● **Directive**: Leave out the pictures, and retype only the lines from the beginning of the material through the line that contains "Search, SlidersVertical, Wrench", including both.

● **Data excerpt**:
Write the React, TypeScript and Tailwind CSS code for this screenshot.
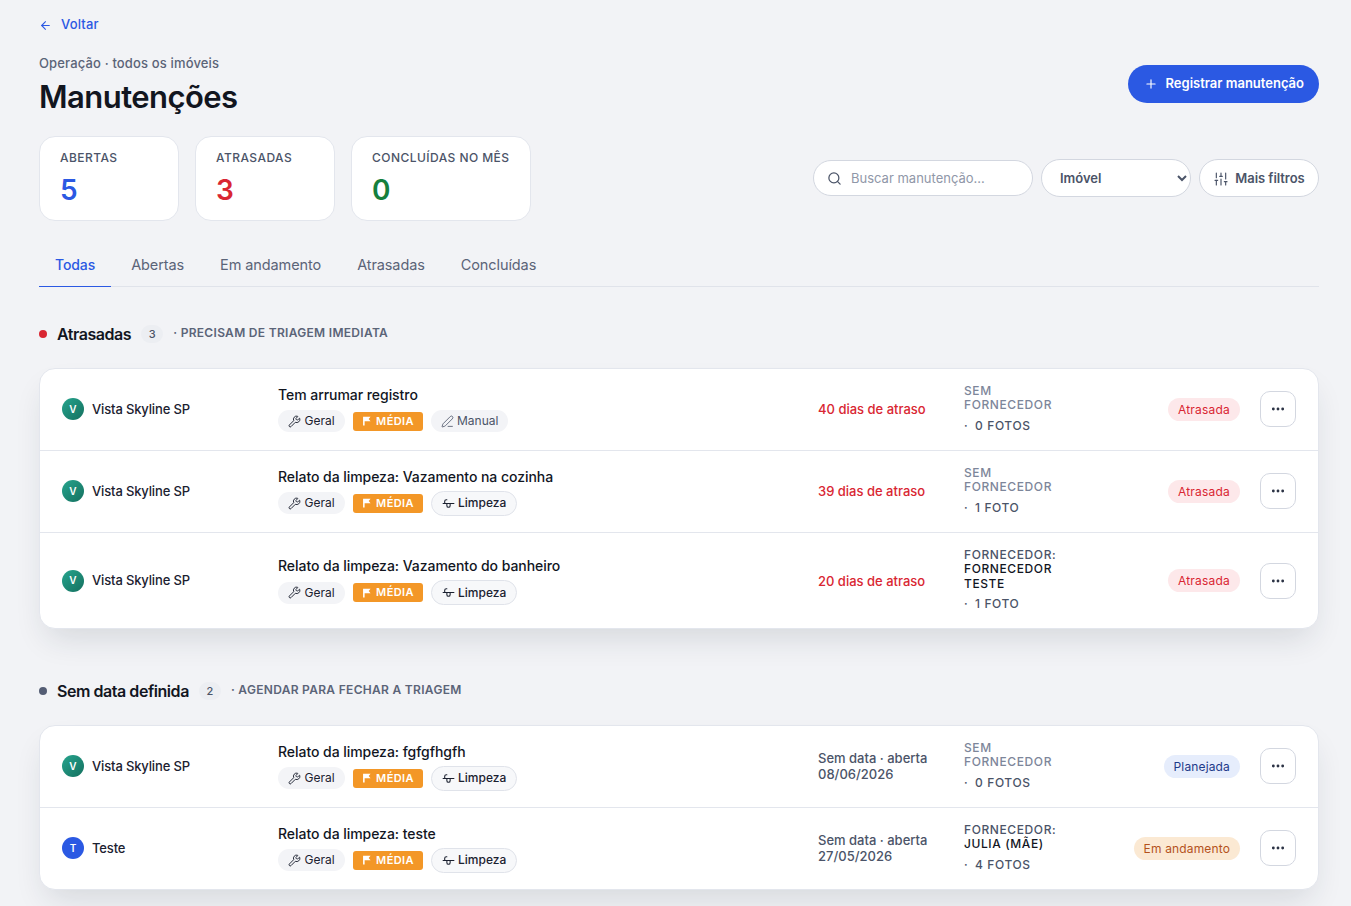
import { ArrowLeft, Ellipsis, PenLine, Plus, Search, SlidersVertical, Wrench } from 'lucide-react';

type Row = {
  initial: string;
  name: string;
  tone: 'green' | 'blue';
  title: string;
  source: 'Manual' | 'Limpeza';
  date: string[];
  late: boolean;
  supplier: string[];
  photos: string;
  status: 'Atrasada' | 'Planejada' | 'Em andamento';
};

const lateRows: Row[] = [
  { initial: 'V', name: 'Vista Skyline SP', tone: 'green', title: 'Tem arrumar registro', source: 'Manual', date: ['40 dias de atraso'], late: true, supplier: [], photos: '0 fotos', status: 'Atrasada' },
  { initial: 'V', name: 'Vista Skyline SP', tone: 'green', title: 'Relato da limpeza: Vazamento na cozinha', source: 'Limpeza', date: ['39 dias de atraso'], late: true, supplier: [], photos: '1 foto', status: 'Atrasada' },
  { initial: 'V', name: 'Vista Skyline SP', tone: 'green', title: 'Relato da limpeza: Vazamento do banheiro', source: 'Limpeza', date: ['20 dias de atraso'], late: true, supplier: ['Fornecedor', 'Teste'], photos: '1 foto', status: 'Atrasada' },
];

const noDateRows: Row[] = [
  { initial: 'V', name: 'Vista Skyline SP', tone: 'green', title: 'Relato da limpeza: fgfgfhgfh', source: 'Limpeza', date: ['Sem data · aberta', '08/06/2026'], late: false, supplier: [], photos: '0 fotos', status: 'Planejada' },
  { initial: 'T', name: 'Teste', tone: 'blue', title: 'Relato da limpeza: teste', source: 'Limpeza', date: ['Sem data · aberta', '27/05/2026'], late: false, supplier: ['Julia (mãe)'], photos: '4 fotos', status: 'Em andamento' },
];

function FlagIcon() {
  return (
    <svg width="9" height="10" viewBox="0 0 14 16" fill="currentColor">
      <path d="M1.5 1h12l-3 3.7 3 3.8H4V15H1.5z" />
    </svg>
  );
}

function CleaningIcon() {
  return (
    <svg width="13" height="13" viewBox="0 0 24 24" fill="none" stroke="currentColor" strokeWidth="2" strokeLinecap="round" strokeLinejoin="round">
      <path d="M2 12h20" />
      <path d="M9 12v4a3 3 0 0 0 6 0v-4" />
      <path d="M5 12V8a3 3 0 0 1 3-3h1" />
    </svg>
  );
}

function Stat({ label, value, color }: { label: string; value: string; color: string }) {
  return (
    <div className="h-[85px] rounded-2xl border border-[#e3e6ed] bg-white px-5 pt-[13px]">
      <p className="whitespace-nowrap text-xs font-medium uppercase leading-4 tracking-[0.45px] text-[#4b5468]">{label}</p>
      <p className={`mt-2 text-[28px] font-semibold leading-8 ${color}`}>{value}</p>
    </div>
  );
}

function StatusPill({ status }: { status: Row['status'] }) {
  if (status === 'Atrasada') {
    return <span className="rounded-full bg-[#fde8ea] px-[10px] py-[3px] text-xs leading-[17px] tracking-[0.2px] text-[#d92632]">Atrasada</span>;
  }
  if (status === 'Planejada') {
    return <span className="rounded-full bg-[#e6edfc] px-[10px] py-[3px] text-xs leading-[17px] tracking-[0.15px] text-[#1e3a8a]">Planejada</span>;
  }
  return <span className="rounded-full bg-[#fbe9d3] px-[10px] py-[3px] text-xs leading-[17px] tracking-[0.15px] text-[#b4521c]">Em andamento</span>;
}

function TableRow({ row }: { row: Row }) {
  return (
    <div className="grid grid-cols-[200px_524px_130px_100px_164px_36px] items-center gap-x-4 border-b border-[#e3e6ed] px-[22px] py-4 last:border-b-0">
      <div className="flex items-center gap-2">
        <span
          className={`flex h-[22px] w-[22px] items-center justify-center rounded-full text-[10px] font-semibold text-white ${
            row.tone === 'green' ? 'bg-gradient-to-br from-[#26a58e] to-[#15705f]' : 'bg-[#2b59e3]'
          }`}
        >
          {row.initial}
        </span>
        <span className="text-[13px] font-medium tracking-[-0.15px] text-[#1b2130]">{row.name}</span>
      </div>
      <div className="pt-px">
        <p className="text-sm font-medium leading-[18px] tracking-[-0.05px] text-[#12161f]">{row.title}</p>
        <div className="mt-[5px] flex h-[25px] items-center gap-2">
          <span className="flex h-[22px] w-[67px] items-center justify-center gap-[3px] rounded-full bg-[#f3f4f7] text-xs text-[#1b2130]">
            <Wrench size={13} strokeWidth={1.75} />
            Geral
          </span>
          <span className="flex h-[19px] w-[70px] items-center justify-center gap-[5px] rounded-[3px] bg-[#f39727] text-[11px] font-semibold tracking-[0.4px] text-white">
            <FlagIcon />
            MÉDIA
          </span>
          {row.source === 'Manual' ? (
            <span className="flex h-[22px] items-center gap-[3px] rounded-full bg-[#f3f4f7] px-[10px] text-xs text-[#4b5468]">
              <PenLine size={13} strokeWidth={1.5} />
              Manual
            </span>
          ) : (
            <span className="flex h-[25px] items-center gap-[3px] rounded-full border border-[#e0e3ea] bg-[#f7f8fa] px-[10px] text-xs font-medium text-[#1b2130]">
              <CleaningIcon />
              Limpeza
            </span>
          )}
        </div>
      </div>
      <div className={`text-[13px] font-medium leading-4 ${row.late ? 'text-[#d92632]' : 'text-[#4b5468]'}`}>
        {row.date.map((line) => (
          <p key={line}>{line}</p>
        ))}
      </div>
      <div className="-mt-px text-xs font-medium uppercase leading-[14.5px] tracking-[0.6px]">
        {row.supplier.length > 0 ? (
          <div>
            <p className="text-[#4b5468]">Fornecedor:</p>
            {row.supplier.map((line) => (
              <p key={line} className="text-[#12161f]">{line}</p>
            ))}
          </div>
        ) : (
          <p className="text-[#7d869a]">Sem fornecedor</p>
        )}
        <p className="mt-[5px] whitespace-nowrap leading-4 text-[#4b5468]">
          <span className="mr-[3px]">·</span> {row.photos}
        </p>
      </div>
      <div className="flex justify-end pr-1">
        <StatusPill status={row.status} />
      </div>
      <button className="flex h-9 w-9 items-center justify-center rounded-[10px] border border-[#d3d7e0] bg-white text-[#2b3244]">
        <Ellipsis size={16} strokeWidth={2.25} />
      </button>
    </div>
  );
}

function Section({ dot, title, count, note, rows }: { dot: string; title: string; count: number; note: string; rows: Row[] }) {
  return (
    <section>
      <div className="flex h-5 items-center">
        <span className={`h-2 w-2 rounded-full ${dot}`} />
        <h2 className="ml-[10px] text-base font-semibold tracking-[-0.45px] text-[#12161f]">{title}</h2>
        <span className="ml-[10px] flex h-[18px] w-[22px] items-center justify-center rounded-full bg-[#eceef2] text-[11px] font-medium text-[#4b5468]">{count}</span>
        <span className="ml-[10px] pb-[2px] text-xs font-semibold uppercase tracking-[0.3px] text-[#5b6478]">· {note}</span>
      </div>
      <div className="mt-6 overflow-hidden rounded-2xl border border-[#e3e6ed] bg-white shadow-[0_16px_32px_-8px_rgba(30,40,60,0.14)]">
        {rows.map((row) => (
          <TableRow key={row.title} row={row} />
        ))}
      </div>
    </section>
  );
}

const tabs = ['Todas', 'Abertas', 'Em andamento', 'Atrasadas', 'Concluídas'];

export default function App() {
  return (
    <main className="min-h-screen bg-[#f2f3f6] pb-4 pl-[39px] pr-8 pt-[17px] font-['Inter',sans-serif]">
      {/* voltar */}
      <a className="flex h-4 items-center gap-[9px] text-[13px] font-medium tracking-[0.15px] text-[#2b59e3]">
        <ArrowLeft size={13} strokeWidth={2} />
        Voltar
      </a>

      {/* cabeçalho */}
      <div className="mt-[22px] flex items-start justify-between">
        <div>
          <p className="text-[13px] font-medium leading-4 tracking-[0.15px] text-[#5b6478]">Operação · todos os imóveis</p>
          <h1 className="mt-[7px] text-[31px] font-semibold leading-[38px] tracking-[-0.55px] text-[#12161f]">Manutenções</h1>
        </div>
        <button className="mt-[10px] flex h-[38px] items-center gap-2 rounded-full bg-[#2b59e3] pl-4 pr-[15px] text-[13px] font-semibold text-white">
          <Plus size={14} strokeWidth={2} />
          Registrar manutenção
        </button>
      </div>

      {/* indicadores e filtros */}
      <div className="mt-5 flex items-center justify-between">
        <div className="flex gap-4">
          <div className="w-[140px]">
            <Stat label="Abertas" value="5" color="text-[#2b59e3]" />
          </div>
          <div className="w-[140px]">
            <Stat label="Atrasadas" value="3" color="text-[#d92632]" />
          </div>
          <div className="w-[180px]">
            <Stat label="Concluídas no mês" value="0" color="text-[#15803d]" />
          </div>
        </div>
        <div className="mb-px flex items-center gap-2">
          <label className="flex h-9 w-[220px] items-center gap-[9px] rounded-full border border-[#d3d7e0] bg-white px-[13px]">
            <Search size={15} strokeWidth={2} className="shrink-0 text-[#4b5468]" />
            <input placeholder="Buscar manutenção..." className="w-full bg-transparent pt-[2px] text-[13px] outline-none placeholder:text-[#9097a8]" />
          </label>
          <select className="h-[38px] w-[150px] rounded-full border border-[#d3d7e0] bg-white pl-[14px] pr-1 text-[13px] font-semibold text-[#4b5468] outline-none" defaultValue="imovel">
            <option value="imovel">Imóvel</option>
          </select>
          <button className="flex h-[38px] w-[120px] items-center justify-center gap-[6px] rounded-full border border-[#d3d7e0] bg-white pt-px text-[13px] font-semibold tracking-[-0.05px] text-[#4b5468]">
            <SlidersVertical size={16} strokeWidth={1.75} />
            Mais filtros
          </button>
        </div>
      </div>

      {/* abas */}
      <nav className="mt-[23px] flex h-[43px] gap-1 border-b border-[#e0e3ea]">
        {tabs.map((tab, i) => (
          <span
            key={tab}
            className={`-mb-px flex items-center px-4 ${
              i === 0 ? 'border-b border-[#2b59e3] pb-0 text-sm font-medium tracking-[-0.1px] text-[#2b59e3]' : 'pb-[2px] text-[14.5px] tracking-[-0.1px] text-[#5b6478]'
            }`}
          >
            {tab}
          </span>
        ))}
      </nav>

      <div className="mt-[36.8px] flex flex-col gap-[51.5px]">
        <Section dot="bg-[#d92632]" title="Atrasadas" count={3} note="Precisam de triagem imediata" rows={lateRows} />
        <Section dot="bg-[#545d74]" title="Sem data definida" count={2} note="Agendar para fechar a triagem" rows={noDateRows} />
      </div>
    </main>
  );
}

● **Answer to the task**:
Write the React, TypeScript and Tailwind CSS code for this screenshot.
import { ArrowLeft, Ellipsis, PenLine, Plus, Search, SlidersVertical, Wrench } from 'lucide-react';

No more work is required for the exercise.